I submit that in the West we have focused on building the church and nearly forgotten about advancing the kingdom. We now have every conceivable kind of church to cater to the wants and needs of every conceivable kind of consum—er—Christian. A church focused on building is a church focused on itself. We have a customer-centric model of service. Our aim is to please our members, to equip them with the latest tools, to build them up and make them strong. How are we different from the YMCA? Only in our emphasis on the spiritual instead of the physical.

Of course, there is nothing wrong with building the church. In fact, it is essential to the mission of the church that its members be spiritually fit and strong. But building the church is not the church’s mission. We are like an army that drills and trains but never goes into battle. We tell one another stories about the glory days when friendships forged in battle were resilient and unbreakable. But we ourselves settle for campfire camaraderie: singing songs together, chatting on Facebook, and keeping up a tough-guy pretense. We don’t actually fight; that would be un-Christlike. We admire fighters, the heroes of old who fought and died to secure for us a peaceful and comfortable existence with like-minded acquaintances.

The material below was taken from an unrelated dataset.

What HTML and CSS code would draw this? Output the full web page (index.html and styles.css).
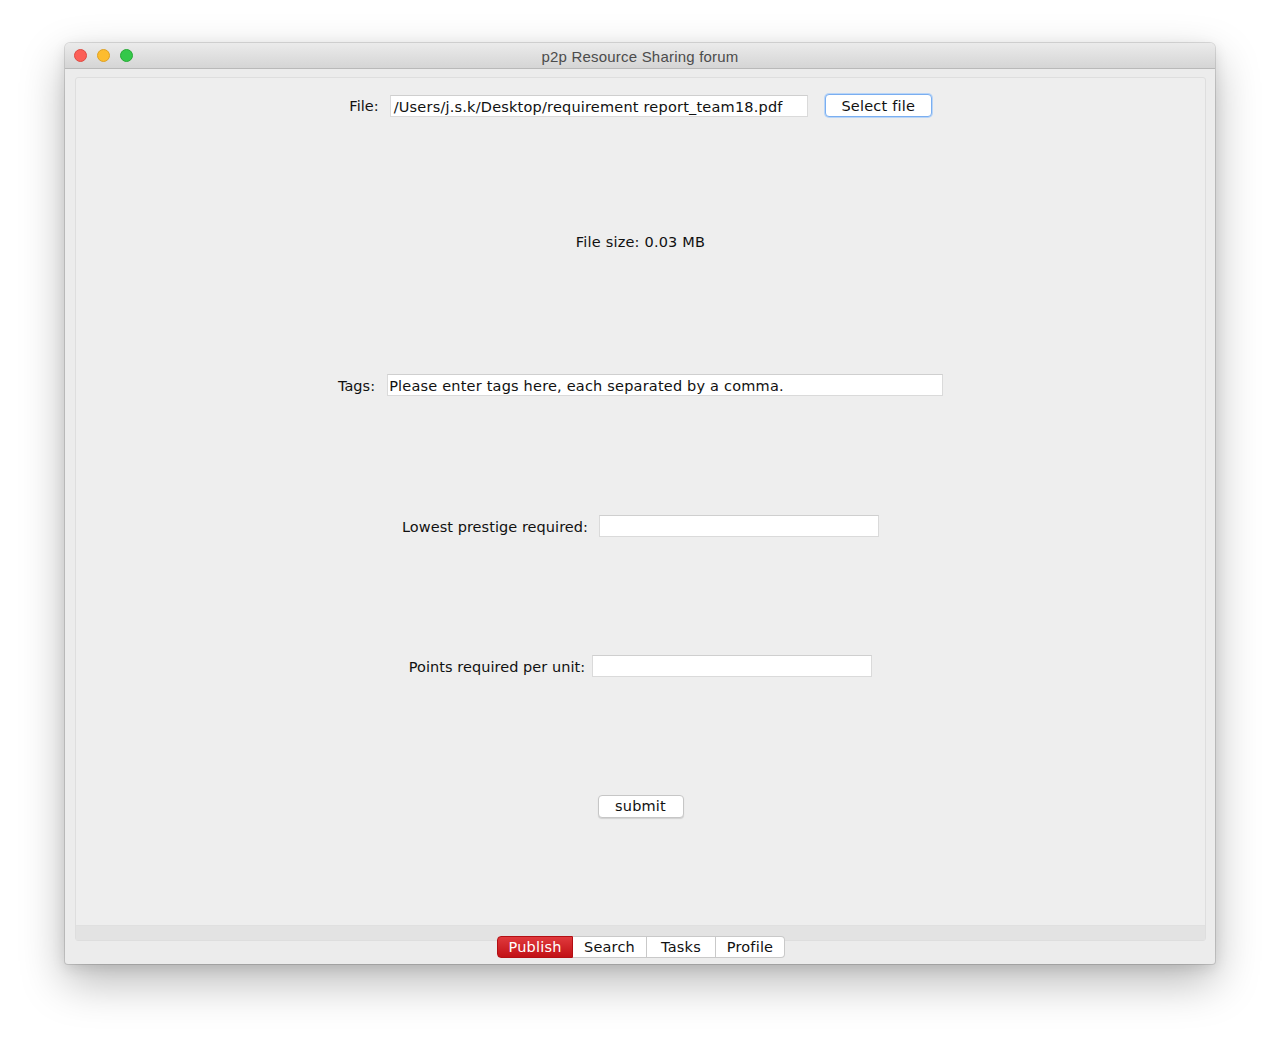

The mission of the church, spelled out for us by our commander, is to make disciples of all nations. The first Christians understood that God had chosen people in every ethnos—nation. There mission was to find those people and recruit them. That’s why Luke writes that “all who were appointed for eternal life believed.” The first Christians did not try to persuade everyone; they tried to persuade the chosen. Their message was the same as Jesus’ message: “Repent for the kingdom of God is here.” The proof they offered in support of this wild claim was wilder still. They claimed that someone had risen from the dead. To those who believed them, they offered instruction in becoming a citizen of a new kingdom. They taught followers not to hold grudges, to be generous with their possessions, to put reconciliation with a brother ahead of sacrifice to God, to love unconditionally, to pray for their enemies. Simply put, they transformed the world.